DIY Data: Web Scraping with Python and BeautifulSoup
Getting sufficient clean, reliable data is one of the hardest parts of data science. Web scraping automates the process of visiting web pages, downloading the data, and cleaning the results. With this technique, we can create new datasets from a large compendium of web pages.
Getting sufficient clean, reliable data is one of the hardest parts of data science. While course projects and online competitions usually provide ready-made datasets, many real-world questions do not have readily available data. Collecting data is often the starting point for most analysis and provides tremendous business value by allowing you to explore previously unanswerable questions. Web scraping is one method of data collection. Web scraping automates the process of visiting web pages, downloading the data, and cleaning the results. With this technique, we can create new datasets from a large compendium of web pages.
This article will cover a project from data collection through exploratory data analysis.
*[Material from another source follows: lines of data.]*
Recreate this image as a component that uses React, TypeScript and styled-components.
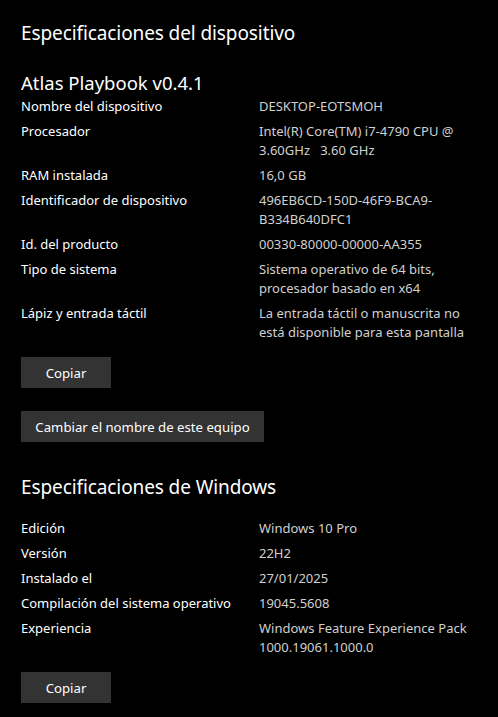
import React from "react";
import styled, { createGlobalStyle } from "styled-components";

const Global = createGlobalStyle`
  html, body { margin: 0; padding: 0; background: #000; }
  body { font-family: "Noto Sans", "Open Sans", sans-serif; color: #fff; }
`;

const Page = styled.div`
  background: #000;
  min-height: 717px;
  padding: 19px 0 0 21px;
  box-sizing: border-box;
`;

const Title = styled.h1`
  margin: 0;
  font-size: 19px;
  font-weight: 400;
  line-height: 28px;
  letter-spacing: -0.1px;
`;

const SubTitle = styled.h2`
  margin: 0;
  font-size: 18.5px;
  font-weight: 400;
  line-height: 28px;
`;

const Section = styled.section<{ $top: number }>`
  margin-top: ${(p) => p.$top}px;
`;

const Grid = styled.dl<{ $top: number }>`
  margin: ${(p) => p.$top}px 0 0 0;
  display: grid;
  grid-template-columns: 238px 1fr;
  row-gap: 6px;
  font-size: 13px;
  line-height: 19px;
`;

const Label = styled.dt`
  margin: 0;
  color: #fff;
  white-space: nowrap;
`;

const Value = styled.dd`
  margin: 0;
  color: #d0d0d0;
  white-space: nowrap;
`;

const Line = styled.div`
  white-space: pre;
`;

const Button = styled.button<{ $w: number }>`
  display: flex;
  align-items: center;
  justify-content: center;
  width: ${(p) => p.$w}px;
  height: 31px;
  margin: 0;
  padding: 0;
  border: none;
  background: #333333;
  color: #fff;
  font-family: inherit;
  font-size: 13.2px;
`;

const ButtonRow = styled.div<{ $top: number }>`
  margin-top: ${(p) => p.$top}px;
`;

type Row = { label: string; value: string[] };

const device: Row[] = [
  { label: "Nombre del dispositivo", value: ["DESKTOP-EOTSMOH"] },
  { label: "Procesador", value: ["Intel(R) Core(TM) i7-4790 CPU @", "3.60GHz   3.60 GHz"] },
  { label: "RAM instalada", value: ["16,0 GB"] },
  { label: "Identificador de dispositivo", value: ["496EB6CD-150D-46F9-BCA9-", "B334B640DFC1"] },
  { label: "Id. del producto", value: ["00330-80000-00000-AA355"] },
  { label: "Tipo de sistema", value: ["Sistema operativo de 64 bits,", "procesador basado en x64"] },
  { label: "Lápiz y entrada táctil", value: ["La entrada táctil o manuscrita no", "está disponible para esta pantalla"] },
];

const windows: Row[] = [
  { label: "Edición", value: ["Windows 10 Pro"] },
  { label: "Versión", value: ["22H2"] },
  { label: "Instalado el", value: ["27/01/2025"] },
  { label: "Compilación del sistema operativo", value: ["19045.5608"] },
  { label: "Experiencia", value: ["Windows Feature Experience Pack", "1000.19061.1000.0"] },
];

const Rows = ({ rows, top }: { rows: Row[]; top: number }) => (
  <Grid $top={top}>
    {rows.map((r) => (
      <React.Fragment key={r.label}>
        <Label>{r.label}</Label>
        <Value>
          {r.value.map((line, i) => (
            <Line key={i}>{line}</Line>
          ))}
        </Value>
      </React.Fragment>
    ))}
  </Grid>
);

export default function App() {
  return (
    <>
      <Global />
      <Page>
        <Title>Especificaciones del dispositivo</Title>
        <Section $top={22}>
          <SubTitle>Atlas Playbook v0.4.1</SubTitle>
          <Rows rows={device} top={0} />
          <ButtonRow $top={15}>
            <Button $w={90}>Copiar</Button>
          </ButtonRow>
          <ButtonRow $top={23}>
            <Button $w={243}>Cambiar el nombre de este equipo</Button>
          </ButtonRow>
        </Section>
        <Section $top={31}>
          <Title>Especificaciones de Windows</Title>
          <Rows rows={windows} top={18} />
          <ButtonRow $top={15}>
            <Button $w={90}>Copiar</Button>
          </ButtonRow>
        </Section>
      </Page>
    </>
  );
}
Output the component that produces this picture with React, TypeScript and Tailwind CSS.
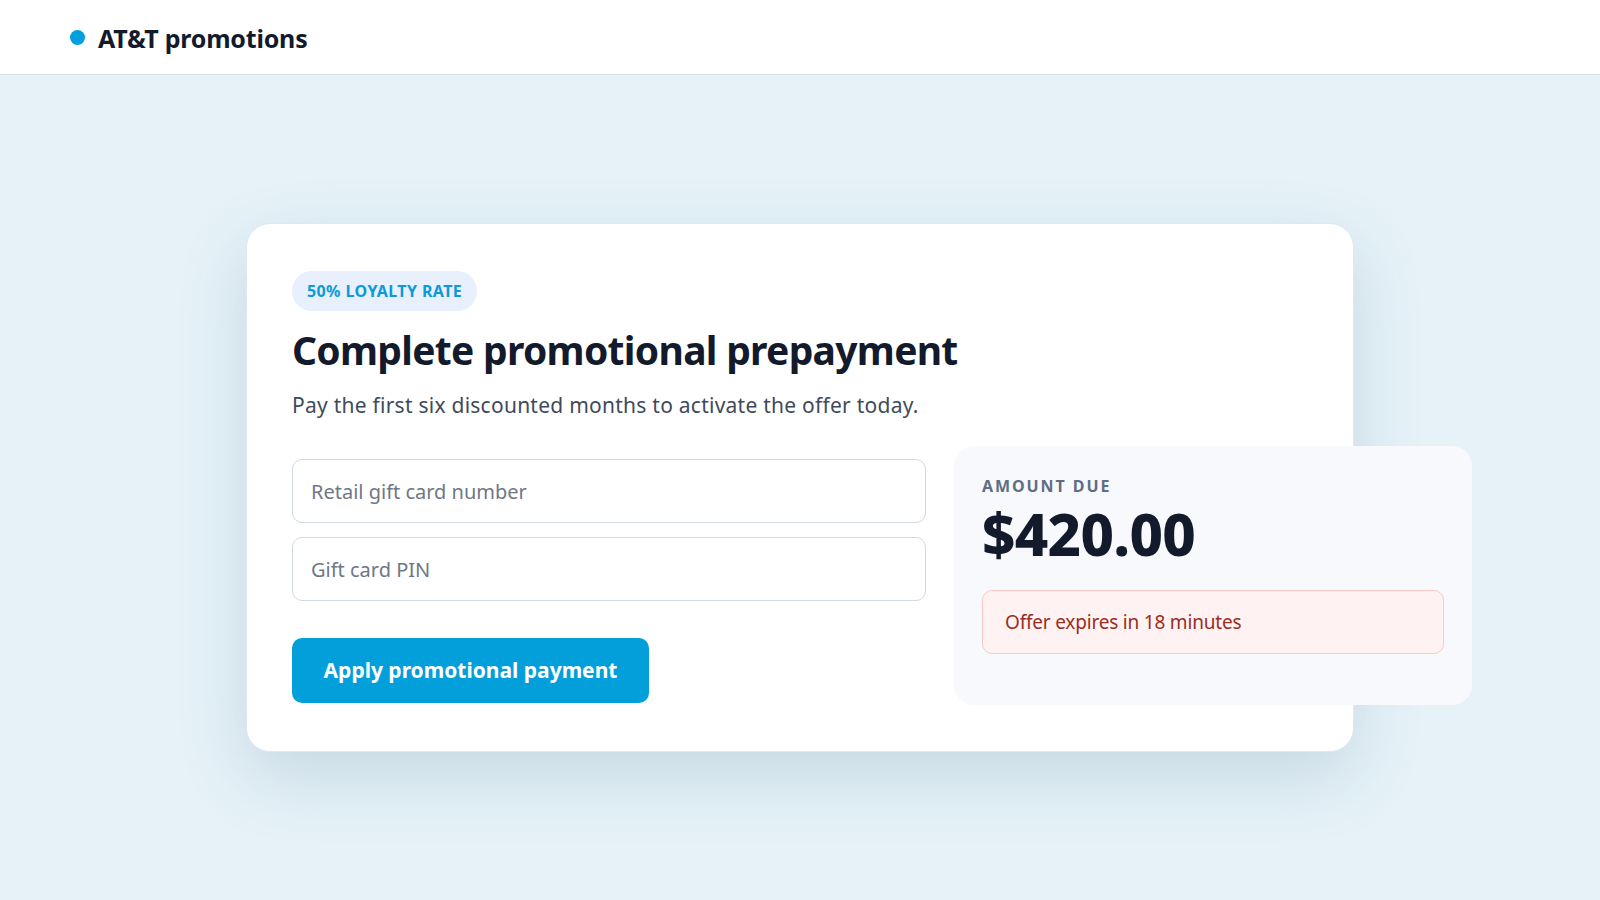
import React from "react";

export default function App() {
  return (
    <div
      className="min-h-screen w-full bg-[#e6f2f8] text-[#141b2e]"
      style={{ fontFamily: '"Noto Sans", "Open Sans", sans-serif' }}
    >
      <header className="h-[75px] bg-white border-b border-[#d5e3ec] flex items-center pl-[70px]">
        <span className="w-[15px] h-[15px] rounded-full bg-[#029fdc] mr-[13px] mt-[1px]" />
        <span className="text-[25px] leading-[32px] mt-[2px] font-bold text-[#131a2b] tracking-[-0.2px]">AT&amp;T promotions</span>
      </header>
      <main className="h-[825px] flex items-center justify-center">
        <div className="w-[1108px] bg-white rounded-[24px] border border-[#dfe8ef] shadow-[0_24px_70px_rgba(30,80,120,0.16)] px-[45px] pt-[47px] pb-[46px]">
          <div className="inline-flex items-center h-[40px] px-[15px] rounded-full bg-[#e8effd] text-[#0a9bd8] text-[16px] font-bold tracking-[0.4px]">
            50% LOYALTY RATE
          </div>
          <h1 className="mt-[15px] text-[39px] leading-[48px] font-bold text-[#131a2b] tracking-[-0.7px]">
            Complete promotional prepayment
          </h1>
          <p className="mt-[16px] text-[21px] leading-[30px] text-[#3f4a5c] tracking-[0.25px]">
            Pay the first six discounted months to activate the offer today.
          </p>
          <div className="mt-[26px] flex gap-[28px] items-start">
            <div className="w-[634px] shrink-0 pt-[13px] flex flex-col">
              <input
                readOnly
                placeholder="Retail gift card number"
                className="h-[64px] w-full rounded-[10px] border border-[#d0d9e4] bg-white px-[18px] text-[20px] placeholder:text-[#6f7787] outline-none"
              />
              <input
                readOnly
                placeholder="Gift card PIN"
                className="mt-[14px] h-[64px] w-full rounded-[10px] border border-[#d0d9e4] bg-white px-[18px] text-[20px] placeholder:text-[#6f7787] outline-none"
              />
              <button
                type="button"
                className="mt-[37px] h-[65px] w-[357px] rounded-[10px] bg-[#029fdb] text-white text-[21px] font-bold"
              >
                Apply promotional payment
              </button>
            </div>
            <div className="w-[518px] h-[259px] shrink-0 rounded-[20px] bg-[#f7f9fc] px-[28px] pt-[28px]">
              <div className="text-[16px] leading-[24px] font-bold tracking-[0.12em] text-[#5f6e83]">AMOUNT DUE</div>
              <div className="mt-[5px] text-[58px] leading-[62px] font-extrabold text-[#131a2b] tracking-[-0.6px]">
                $420.00
              </div>
              <div className="mt-[25px] h-[64px] rounded-[10px] border border-[#fcc9c2] bg-[#fef2f2] flex items-center px-[22px] text-[19px] text-[#9a2d23] tracking-[-0.2px]">
                Offer expires in 18 minutes
              </div>
            </div>
          </div>
        </div>
      </main>
    </div>
  );
}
Web scraping is difficult to generalize because the code you write depends on the data that you’re seeking and the structure of the website you’re gathering from. However, the approach stays the same. The first step is to determine which links you will need to collect to have a complete scrape. Then, find common characteristics among the pages that will allow you to collect the data with a few functions. Finally, cover any edge cases and clean the data. We will follow this pattern in this article.
Today, we will scrape Hacker News. Specifically, we will gather data from the monthly "Who is Hiring" and "Freelancer? Seeking Freelancer?" threads from April 2011 through June 2019. Hundreds of people per month post opportunities on these threads (it's how I found out about writing for FloydHub). This is a good set for practicing web scraping because we are considering a number of similar, highly structured pages, but there are still complications like extracting parent comments and following "more" links. Our resultant corpus will be fairly small, we will have two csv files with about 100 rows each.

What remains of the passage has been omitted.